**INSTRUCTIONS FOR THE TASK**
Take the lines from the head of the listing through the one bearing "import React from" and copy them exactly, leaving every picture out.

**INFORMATION SUPPLIED**
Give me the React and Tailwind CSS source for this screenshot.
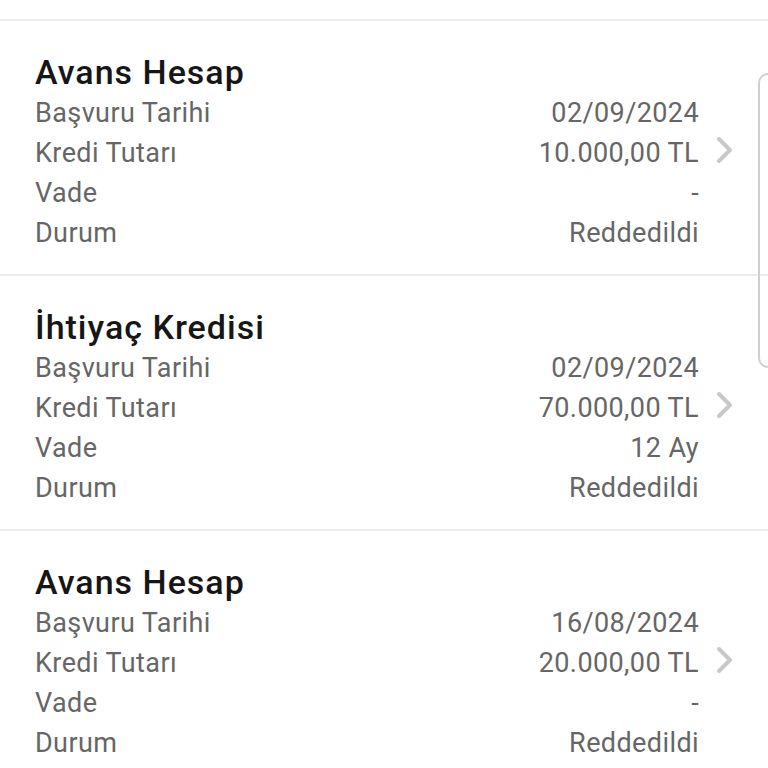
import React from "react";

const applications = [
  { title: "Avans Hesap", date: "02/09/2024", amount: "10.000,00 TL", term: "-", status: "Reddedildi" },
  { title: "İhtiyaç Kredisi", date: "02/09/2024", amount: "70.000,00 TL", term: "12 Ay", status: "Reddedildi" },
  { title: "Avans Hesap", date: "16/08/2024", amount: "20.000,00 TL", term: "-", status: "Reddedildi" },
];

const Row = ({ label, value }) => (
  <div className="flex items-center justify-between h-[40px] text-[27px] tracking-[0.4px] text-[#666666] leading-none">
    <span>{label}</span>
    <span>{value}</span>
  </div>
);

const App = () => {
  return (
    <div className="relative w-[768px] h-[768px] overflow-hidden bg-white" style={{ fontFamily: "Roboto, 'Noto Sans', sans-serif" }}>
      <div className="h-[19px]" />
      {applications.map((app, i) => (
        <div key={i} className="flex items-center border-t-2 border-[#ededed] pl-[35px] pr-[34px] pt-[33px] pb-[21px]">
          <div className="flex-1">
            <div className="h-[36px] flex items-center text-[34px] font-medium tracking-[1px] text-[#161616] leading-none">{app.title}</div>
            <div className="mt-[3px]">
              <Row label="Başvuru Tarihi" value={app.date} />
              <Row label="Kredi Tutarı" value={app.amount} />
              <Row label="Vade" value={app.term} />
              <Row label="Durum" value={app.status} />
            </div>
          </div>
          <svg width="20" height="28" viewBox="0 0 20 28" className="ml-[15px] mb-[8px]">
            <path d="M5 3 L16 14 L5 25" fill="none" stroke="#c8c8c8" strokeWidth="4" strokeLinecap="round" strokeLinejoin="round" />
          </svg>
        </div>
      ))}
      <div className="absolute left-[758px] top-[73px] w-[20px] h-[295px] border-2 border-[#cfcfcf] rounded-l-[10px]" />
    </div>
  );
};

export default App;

**WRITTEN RESPONSE**
Give me the React and Tailwind CSS source for this screenshot.
import React from "react";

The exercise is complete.